The idea that someone shouldn’t be subject to the laws and judicial system of a country where they’ve committed crimes is a colonialist mindset. It’s a status called “extraterritoriality”. It was weaponized and used against the Ottoman Empire in the 1800s to undermine the government’s sovereignty. Plus, it’s just common sense that you would face charges in the country where you committed a crime. It’s also an accepted international practice. If you commit a crime in a country and manage to flee, the government of the country where the crime took place requests that you be extradited for trial.

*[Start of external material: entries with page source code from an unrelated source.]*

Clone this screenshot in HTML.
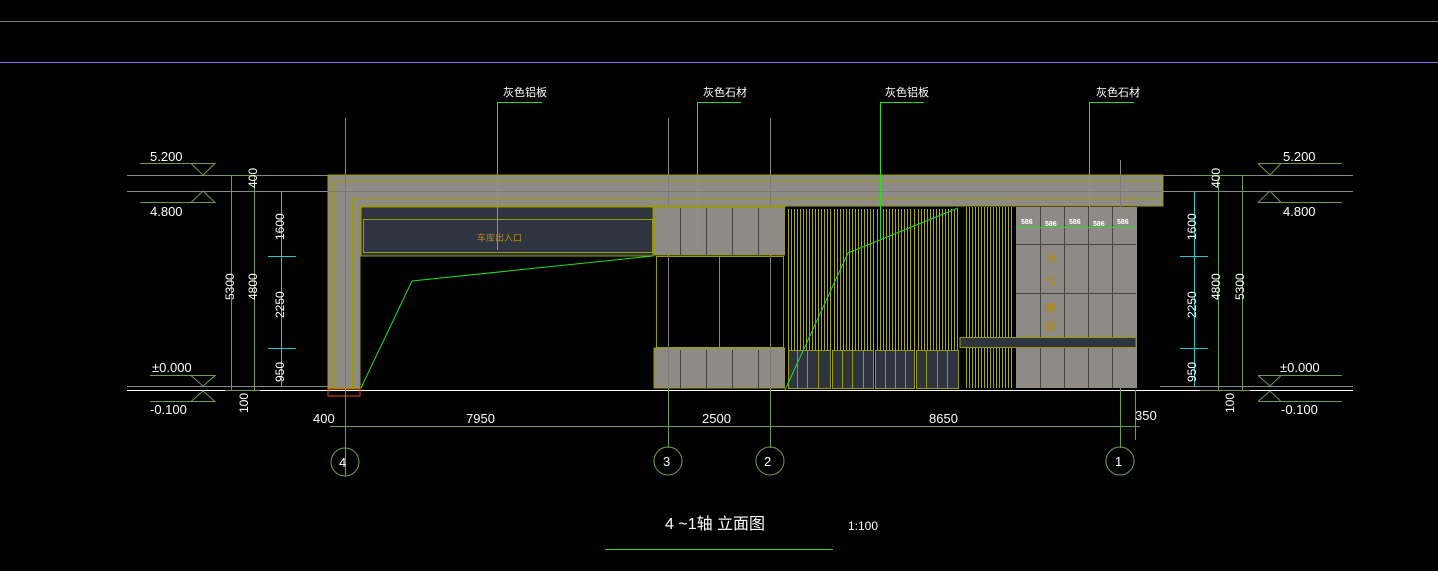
<!DOCTYPE html>
<html><head><meta charset="utf-8"><style>html,body{margin:0;padding:0;background:#000;overflow:hidden}svg{display:block}</style></head><body>
<svg width="1438" height="571" viewBox="0 0 1438 571" xmlns="http://www.w3.org/2000/svg" font-family="Liberation Sans, Noto Sans CJK SC, sans-serif">
<rect width="1438" height="571" fill="#000"/>
<line x1="0" y1="21.5" x2="1438" y2="21.5" stroke="#7a7a7a"/>
<line x1="0" y1="62.5" x2="1438" y2="62.5" stroke="#7d6cff"/>
<g fill="#fff" font-size="11">
<text x="503" y="96">灰色铝板</text><text x="703" y="96">灰色石材</text><text x="885" y="96">灰色铝板</text><text x="1096" y="96">灰色石材</text></g>
<!-- grid lines -->
<g stroke="#888">
<line x1="345.5" y1="118" x2="345.5" y2="390"/><line x1="668.5" y1="118" x2="668.5" y2="390"/><line x1="770.5" y1="118" x2="770.5" y2="390"/><line x1="1120.5" y1="160" x2="1120.5" y2="390"/>
</g>
<g stroke="#888"><line x1="127" y1="175.5" x2="330" y2="175.5"/><line x1="127" y1="191.5" x2="330" y2="191.5"/><line x1="127" y1="386.5" x2="330" y2="386.5"/>
<line x1="1160" y1="175.5" x2="1353" y2="175.5"/><line x1="1160" y1="191.5" x2="1353" y2="191.5"/><line x1="1160" y1="386.5" x2="1353" y2="386.5"/></g>
<!-- building -->
<path d="M328,175H1163V206H360V388H328Z" fill="#8e8b86" stroke="#9a9a00"/>
<line x1="352" y1="198.5" x2="1160" y2="198.5" stroke="#9a9a00"/>
<line x1="352.5" y1="198" x2="352.5" y2="388" stroke="#9a9a00"/>
<line x1="334.5" y1="181" x2="334.5" y2="388" stroke="#9a9a00"/>
<line x1="334" y1="181.5" x2="1160" y2="181.5" stroke="#9a9a00"/>
<g stroke="#7a7a7a"><line x1="328" y1="191.5" x2="1163" y2="191.5"/><line x1="345.5" y1="175" x2="345.5" y2="388"/><line x1="668.5" y1="175" x2="668.5" y2="206"/><line x1="770.5" y1="175" x2="770.5" y2="206"/><line x1="1120.5" y1="175" x2="1120.5" y2="388"/></g>
<rect x="361" y="207" width="292" height="49" fill="#2e3440" stroke="#9a9a00"/>
<rect x="363.5" y="219.5" width="289" height="33" fill="none" stroke="#9a9a00"/>
<text x="477" y="241" font-size="9" fill="#b08a10">车库出入口</text>
<rect x="654" y="207" width="131" height="48" fill="#8e8b86" stroke="#9a9a00"/>
<rect x="654" y="348" width="131" height="40" fill="#8e8b86" stroke="#9a9a00"/>
<g stroke="#444"><line x1="680.5" y1="208" x2="680.5" y2="255"/><line x1="706.5" y1="208" x2="706.5" y2="255"/><line x1="732.5" y1="208" x2="732.5" y2="255"/><line x1="758.5" y1="208" x2="758.5" y2="255"/>
<line x1="680.5" y1="350" x2="680.5" y2="388"/><line x1="706.5" y1="350" x2="706.5" y2="388"/><line x1="732.5" y1="350" x2="732.5" y2="388"/><line x1="758.5" y1="350" x2="758.5" y2="388"/></g>
<rect x="656.5" y="256.5" width="127" height="91" fill="none" stroke="#9a9a00"/>
<line x1="719.5" y1="256" x2="719.5" y2="348" stroke="#9a9a00"/>
<g stroke="#7a7a7a"><line x1="668.5" y1="256" x2="668.5" y2="390"/><line x1="770.5" y1="256" x2="770.5" y2="390"/></g>
<!-- slats -->
<rect x="785" y="207" width="175" height="181" fill="#000"/>
<g stroke="#aaaa00" stroke-width="1">
<path d="M788.5,209V350M791.5,209V350M794.5,209V350M797.5,209V350M800.5,209V350M803.5,209V350M806.5,209V350M809.5,209V350M812.5,209V350M815.5,209V350M818.5,209V350M821.5,209V350M824.5,209V350M827.5,209V350M830.5,209V350
M834.5,209V350M837.5,209V350M840.5,209V350M843.5,209V350M846.5,209V350M849.5,209V350M852.5,209V350M855.5,209V350M858.5,209V350M861.5,209V350M864.5,209V350M867.5,209V350M870.5,209V350M873.5,209V350
M877.5,209V350M880.5,209V350M883.5,209V350M886.5,209V350M889.5,209V350M892.5,209V350M895.5,209V350M898.5,209V350M901.5,209V350M904.5,209V350M907.5,209V350M910.5,209V350M914.5,209V350
M918.5,209V350M921.5,209V350M924.5,209V350M927.5,209V350M930.5,209V350M933.5,209V350M936.5,209V350M939.5,209V350M942.5,209V350M945.5,209V350M948.5,209V350M951.5,209V350M954.5,209V350M957.5,209V350"/>
<path d="M966.5,207V388M969.5,207V388M972.5,207V388M975.5,207V388M978.5,207V388M981.5,207V388M984.5,207V388M987.5,207V388M990.5,207V388M993.5,207V388M996.5,207V388M999.5,207V388M1002.5,207V388M1005.5,207V388M1008.5,207V388M1011.5,207V388"/>
</g>
<g fill="#2e3440" stroke="#9a9a00"><rect x="788.5" y="350.5" width="42" height="38"/><rect x="832.5" y="350.5" width="41" height="38"/><rect x="875.5" y="350.5" width="39" height="38"/><rect x="916.5" y="350.5" width="42" height="38"/></g>
<g stroke="#9a9a00"><path d="M797.5,350V388M807.5,350V388M818.5,350V388M842.5,350V388M852.5,350V388M863.5,350V388M885.5,350V388M895.5,350V388M905.5,350V388M926.5,350V388M937.5,350V388M947.5,350V388"/></g>
<!-- stone wall -->
<rect x="1016" y="207" width="121" height="181" fill="#8e8b86"/>
<g stroke="#444"><path d="M1040.5,207V388M1064.5,207V388M1088.5,207V388M1112.5,207V388M1016,244.5H1136M1016,293.5H1136"/></g>
<rect x="960" y="337.5" width="176" height="10" fill="#2e3440" stroke="#9a9a00"/>
<g fill="#b08a10" font-size="11"><text x="1045" y="262">海</text><text x="1045" y="285">信</text><text x="1045" y="312">观</text><text x="1045" y="330">澜</text></g>
<g fill="#fff" font-size="7" font-weight="bold"><text x="1021" y="224">586</text><text x="1045" y="226">586</text><text x="1069" y="224">586</text><text x="1093" y="226">586</text><text x="1117" y="224">586</text></g>
<line x1="1016" y1="227.5" x2="1136" y2="227.5" stroke="#22dd22"/>
<!-- green leaders -->
<g stroke="#22dd22" fill="none">
<polyline points="542,102.5 497.5,102.5 497.5,250"/>
<polyline points="741,102.5 697.5,102.5 697.5,247"/>
<polyline points="924,102.5 880.5,102.5 880.5,240"/>
<polyline points="1134,102.5 1089.5,102.5 1089.5,243"/>
<polyline points="361,388 412,281 653,256"/><polyline points="785,390 848,253 958,208"/></g>
<!-- ground -->
<line x1="127" y1="390.5" x2="1353" y2="390.5" stroke="#fff"/>
<rect x="328" y="389" width="32" height="7" fill="none" stroke="#e05010"/>
<g stroke="#6a9e4a" fill="none">
<path d="M140,163.5H215L203,175L191,163.5M140,202.5H215L203,191L191,202.5M150,375.5H215L203,386L191,375.5M150,401.5H215L203,391L191,401.5"/>
<path d="M231.5,175V390M254.5,175V390M225,175.5H260M225,390.5H260"/>
<path d="M1258,163.5H1342M1258,163.5L1270,175L1281,163.5M1258,202.5H1342M1258,202.5L1270,191L1281,202.5M1258,375.5H1342M1258,375.5L1270,386L1281,375.5M1258,401.5H1342M1258,401.5L1270,391L1281,401.5"/>
<path d="M1218.5,175V390M1242.5,175V390M1200,175.5H1250M1200,390.5H1250"/>
<path d="M345.5,390V476M668.5,390V448M770.5,390V448M1120.5,390V448M1135.5,390V440M330,426.5H1140"/>
<circle cx="345" cy="462" r="14"/><circle cx="668" cy="461" r="14"/><circle cx="770" cy="461" r="14"/><circle cx="1120" cy="461" r="14"/>
</g>
<g stroke="#22cccc" fill="none"><path d="M281.5,191V387M268,256.5H296M268,348.5H296M1194.5,191V387M1180,256.5H1208M1180,348.5H1208"/></g>
<g fill="#fff" font-size="13">
<text x="150" y="161">5.200</text><text x="150" y="216">4.800</text><text x="152" y="372">±0.000</text><text x="150" y="414">-0.100</text>
<text x="1283" y="161">5.200</text><text x="1283" y="216">4.800</text><text x="1280" y="372">±0.000</text><text x="1281" y="414">-0.100</text>
<text x="313" y="423">400</text><text x="466" y="423">7950</text><text x="702" y="423">2500</text><text x="929" y="423">8650</text><text x="1135" y="420">350</text>
<text x="339" y="467">4</text><text x="663" y="466">3</text><text x="764" y="466">2</text><text x="1115" y="466">1</text>
<text x="665" y="529" font-size="16">4 ~1轴 立面图</text><text x="848" y="530" font-size="12">1:100</text>
</g>
<g fill="#fff" font-size="12">
<text transform="translate(234,300) rotate(-90)">5300</text><text transform="translate(257,300) rotate(-90)">4800</text><text transform="translate(257,188) rotate(-90)">400</text>
<text transform="translate(284,240) rotate(-90)">1600</text><text transform="translate(284,318) rotate(-90)">2250</text><text transform="translate(284,382) rotate(-90)">950</text><text transform="translate(248,413) rotate(-90)">100</text>
<text transform="translate(1196,240) rotate(-90)">1600</text><text transform="translate(1196,318) rotate(-90)">2250</text><text transform="translate(1196,382) rotate(-90)">950</text>
<text transform="translate(1220,300) rotate(-90)">4800</text><text transform="translate(1244,300) rotate(-90)">5300</text><text transform="translate(1220,188) rotate(-90)">400</text><text transform="translate(1234,413) rotate(-90)">100</text>
</g>
<line x1="605" y1="549.5" x2="833" y2="549.5" stroke="#22dd22"/>
</svg>
</body></html>
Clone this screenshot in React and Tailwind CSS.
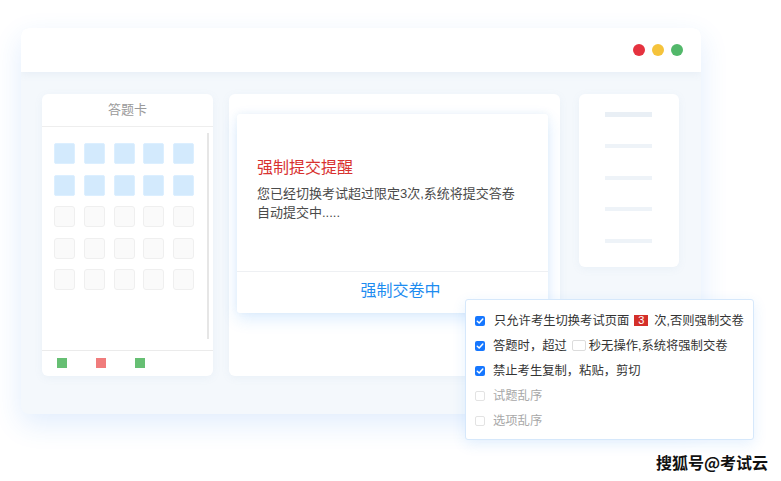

The quality of the judicial system where the crimes took place or how the penalties stack up compared to what’s common in Western countries shouldn’t matter. These terrorist jackasses traveled to the Middle East and tried to build a terrorist state on the burning remains of Iraq and Syria. They committed murder, rape, ethnic cleansing, theft, destruction of cultural heritage, and who knows how many other crimes against both individuals, groups, and the countries themselves. Why would they not be made to face justice in those countries for crimes committed both in and against those countries?

Let them hang

Why would we not want to allow victims to get justice? These days, the only people with a form of extraterritoriality are diplomats, who have diplomatic immunity from lawsuits and prosecution unless that immunity is waived by the diplomat’s home country. Michael Fay got caned in Singapore for theft and vandalism in 1994. He didn’t get a pass. Why should terrorists? If they get hanged, they get hanged. If they’re beaten to death by a mob that drags them out of the jail, well, that’s not a great way to die, but for an ISIS member? I don’t really have any pity.